### TASK INSTRUCTIONS
Retype the lines beneath this one, from the first through the line containing "Check, ChevronLeft, ChevronRight". Pictures are left out.

### STORED DATA
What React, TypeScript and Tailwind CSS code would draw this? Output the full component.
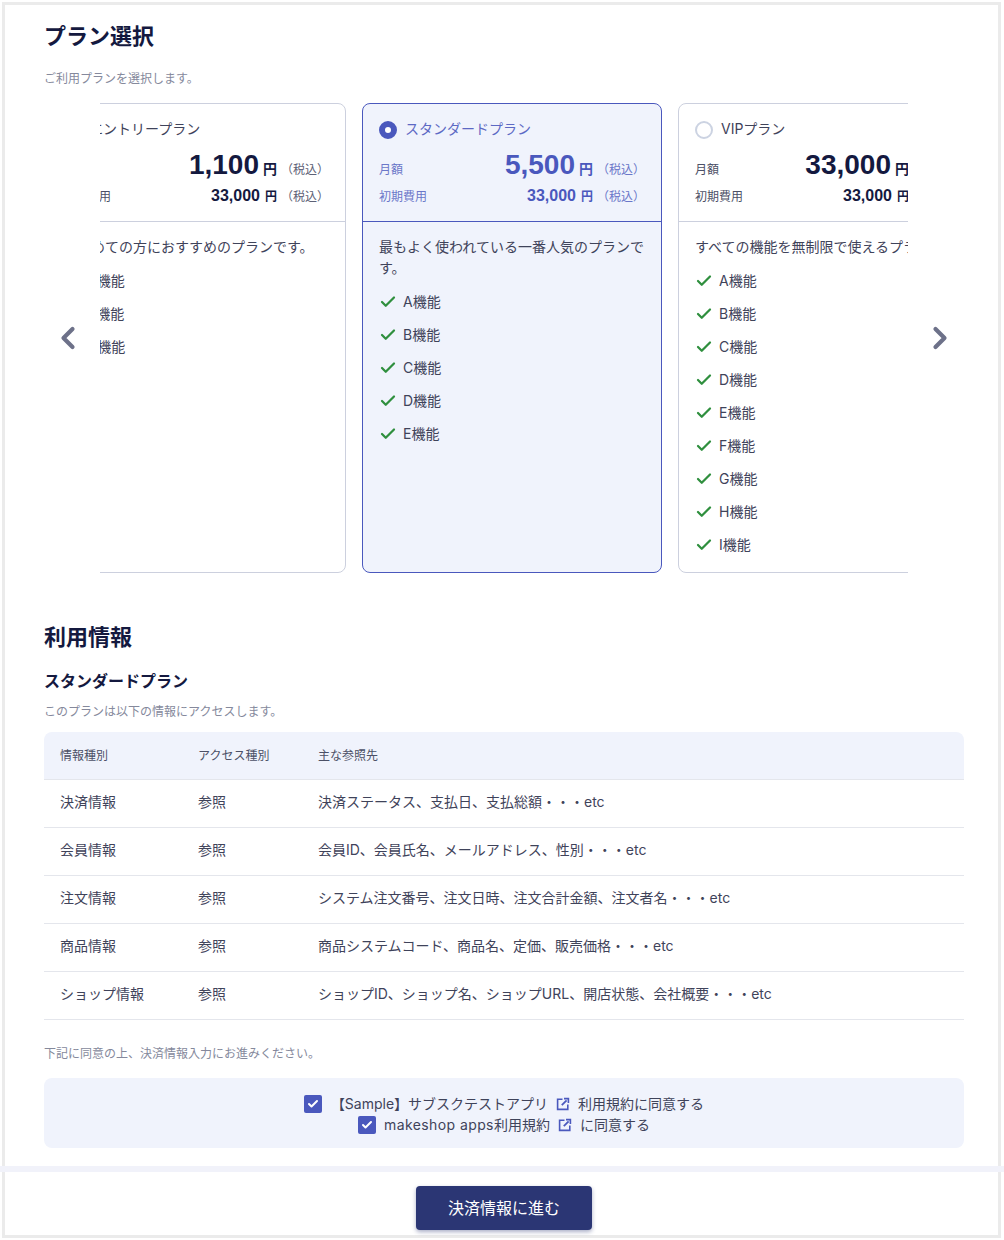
import { Check, ChevronLeft, ChevronRight } from "lucide-react";

const plans = [
  {
    name: "エントリープラン",
    price: "1,100",
    desc: "はじめての方におすすめのプランです。",
    features: ["A機能", "B機能", "C機能"],
  },
  {
    name: "スタンダードプラン",
    price: "5,500",
    desc: "最もよく使われている一番人気のプランです。",
    features: ["A機能", "B機能", "C機能", "D機能", "E機能"],
    selected: true,
  },
  {
    name: "VIPプラン",
    price: "33,000",
    desc: "すべての機能を無制限で使えるプラン。",
    features: ["A機能", "B機能", "C機能", "D機能", "E機能", "F機能", "G機能", "H機能", "I機能"],
  },
];

const rows = [
  ["決済情報", "決済ステータス、支払日、支払総額・・・etc"],
  ["会員情報", "会員ID、会員氏名、メールアドレス、性別・・・etc"],
  ["注文情報", "システム注文番号、注文日時、注文合計金額、注文者名・・・etc"],
  ["商品情報", "商品システムコード、商品名、定価、販売価格・・・etc"],
  ["ショップ情報", "ショップID、ショップ名、ショップURL、開店状態、会社概要・・・etc"],
];

function PlanCard({
  name,
  price,
  desc,
  features,
  selected,
}: {
  name: string;
  price: string;
  desc: string;
  features: string[];
  selected?: boolean;
}) {
  const accent = selected ? "text-[#4a58bd]" : "text-[#14193f]";
  const label = selected ? "text-[#6b77c9]" : "text-[#4c5066]";
  const note = selected ? "text-[#6b77c9]" : "text-[#5d6176]";
  const digits = '[font-family:"Liberation_Sans",sans-serif] font-bold';
  return (
    <div
      className={`w-[300px] h-[470px] shrink-0 rounded-lg border ${
        selected ? "border-[#4a58bd] bg-[#f0f3fc]" : "border-[#ccd0de] bg-white"
      }`}
    >
      <div className={`h-[118px] px-4 pt-[17px] border-b ${selected ? "border-[#4a58bd]" : "border-[#ccd0de]"}`}>
        <div className="flex items-center gap-2 h-[18px]">
          {selected ? (
            <span className="w-[18px] h-[18px] rounded-full border-[6px] border-[#4a58bd] bg-white" />
          ) : (
            <span className="w-[18px] h-[18px] rounded-full border-2 border-[#ccd3e2] bg-white" />
          )}
          <span className={`text-sm leading-[16px] pb-[2px] ${selected ? "text-[#5d69c4]" : "text-[#3f435a]"}`}>{name}</span>
        </div>
        <div className="flex items-baseline mt-[9px] h-[34px] leading-[34px]">
          <span className={`text-xs ${label}`}>月額</span>
          <span className={`ml-auto text-[28px] ${digits} ${accent}`}>{price}</span>
          <span className={`ml-[4px] text-sm font-semibold ${accent}`}>円</span>
          <span className={`ml-[4px] whitespace-nowrap text-xs ${note}`}>（税込）</span>
        </div>
        <div className="flex items-baseline mt-[2px] h-[26px] leading-[26px]">
          <span className={`text-xs ${label}`}>初期費用</span>
          <span className={`ml-auto text-base ${digits} ${accent}`}>33,000</span>
          <span className={`ml-[5px] text-xs font-semibold ${accent}`}>円</span>
          <span className={`ml-[4px] whitespace-nowrap text-xs ${note}`}>（税込）</span>
        </div>
      </div>
      <div className="px-4 pt-[14px]">
        <p className="text-sm leading-[21px] text-[#3f435a]">{desc}</p>
        <ul className="mt-[7px]">
          {features.map((f) => (
            <li key={f} className="flex items-center h-[33px] gap-[6px]">
              <Check className="w-[18px] h-[18px] text-[#2f8f3e]" strokeWidth={3} />
              <span className="text-sm text-[#3f435a]">{f}</span>
            </li>
          ))}
        </ul>
      </div>
    </div>
  );
}

function CheckBox() {
  return (
    <span className="w-[18px] h-[18px] rounded-[2px] bg-[#4a58bd] flex items-center justify-center shrink-0">
      <Check className="w-3 h-3 text-white" strokeWidth={4} />
    </span>
  );
}

function LinkIcon({ className }: { className?: string }) {
  return (
    <svg viewBox="0 0 14 14" fill="none" stroke="#4a58bd" className={`w-[14px] h-[14px] shrink-0 ${className ?? ""}`}>
      <path d="M6.5 2.2H1.6v10.2h10.2V7.5" strokeWidth="1.6" />
      <path d="M5.8 8.2L10.6 3.4" strokeWidth="1.8" />
      <path d="M8 1.6h4.4V6" strokeWidth="1.6" />
    </svg>
  );
}

export default function App() {
  return (
    <div className='[font-family:Inter,"Noto_Sans_CJK_JP",sans-serif] w-[1004px] h-[1240px] bg-white pt-[2px] pb-[2px] pl-[2px] pr-[3px] flex flex-col'>
      <div className="flex-1 flex flex-col border-[3px] border-[#ebebeb]">
        <div className="flex-1 pl-[39px] pr-[34px]">
          <h1 className="text-[22px] leading-[32px] font-bold text-[#14193f] mt-[15px]">プラン選択</h1>
          <p className="text-xs leading-[18px] text-[#85899c] mt-[18px]">ご利用プランを選択します。</p>

          <div className="flex items-center mt-[15px]">
            <div className="w-[56px] flex justify-start pl-[6px] shrink-0">
              <ChevronLeft className="w-9 h-9 text-[#6d7189]" strokeWidth={2.8} />
            </div>
            <div className="w-[808px] overflow-hidden shrink-0">
              <div className="flex gap-4 -ml-[54px]">
                {plans.map((p) => (
                  <PlanCard key={p.name} {...p} />
                ))}
              </div>
            </div>
            <div className="w-[56px] flex justify-end pr-[6px] shrink-0">
              <ChevronRight className="w-9 h-9 text-[#6d7189]" strokeWidth={2.8} />
            </div>
          </div>

          <h2 className="text-[22px] leading-[32px] font-bold text-[#14193f] mt-[48px]">利用情報</h2>
          <h3 className="text-base leading-6 font-bold text-[#14193f] mt-[16px]">スタンダードプラン</h3>
          <p className="text-xs leading-[18px] text-[#85899c] mt-[10px]">このプランは以下の情報にアクセスします。</p>

          <div className="mt-[11px]">
            <div className="flex h-[48px] pt-[1px] items-center bg-[#f0f3fc] rounded-t-lg border-b border-[#e4e6ec] text-xs text-[#4c5066]">
              <span className="w-[154px] pl-4">情報種別</span>
              <span className="w-[120px]">アクセス種別</span>
              <span>主な参照先</span>
            </div>
            {rows.map(([kind, refs]) => (
              <div key={kind} className="flex h-[48px] pb-[3px] items-center border-b border-[#e4e6ec] text-sm text-[#3f435a]">
                <span className="w-[154px] pl-4">{kind}</span>
                <span className="w-[120px]">参照</span>
                <span>{refs}</span>
              </div>
            ))}
          </div>

          <p className="text-xs leading-[18px] text-[#85899c] mt-[25px]">下記に同意の上、決済情報入力にお進みください。</p>

          <div className="mt-[15px] h-[70px] pt-[2px] rounded-lg bg-[#f0f3fc] flex flex-col items-center justify-center gap-[3px] text-sm text-[#3f435a]">
            <div className="flex items-center h-[18px]">
              <CheckBox />
              <span className="ml-[9px]">【Sample】サブスクテストアプリ</span>
              <LinkIcon className="ml-[8px]" />
              <span className="ml-[8px]">利用規約に同意する</span>
            </div>
            <div className="flex items-center h-[18px]">
              <CheckBox />
              <span className="ml-[8px]">
                <span className="tracking-[0.4px]">makeshop apps</span>利用規約
              </span>
              <LinkIcon className="ml-[8px]" />
              <span className="ml-[8px]">に同意する</span>
            </div>
          </div>
        </div>
        <div className="h-[6px] -ml-[5px] -mr-[6px] bg-[#f1f2fa] relative" />
        <div className="h-[63px] pl-[39px] pr-[34px] flex justify-center pt-[14px]">
          <button className="w-[176px] h-[44px] rounded-[4px] bg-[#2b3674] text-white text-base shadow-[0_2px_4px_rgba(43,54,116,0.4)]">
            決済情報に進む
          </button>
        </div>
      </div>
    </div>
  );
}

### RESPONSE TO THIS TASK
What React, TypeScript and Tailwind CSS code would draw this? Output the full component.
import { Check, ChevronLeft, ChevronRight } from "lucide-react";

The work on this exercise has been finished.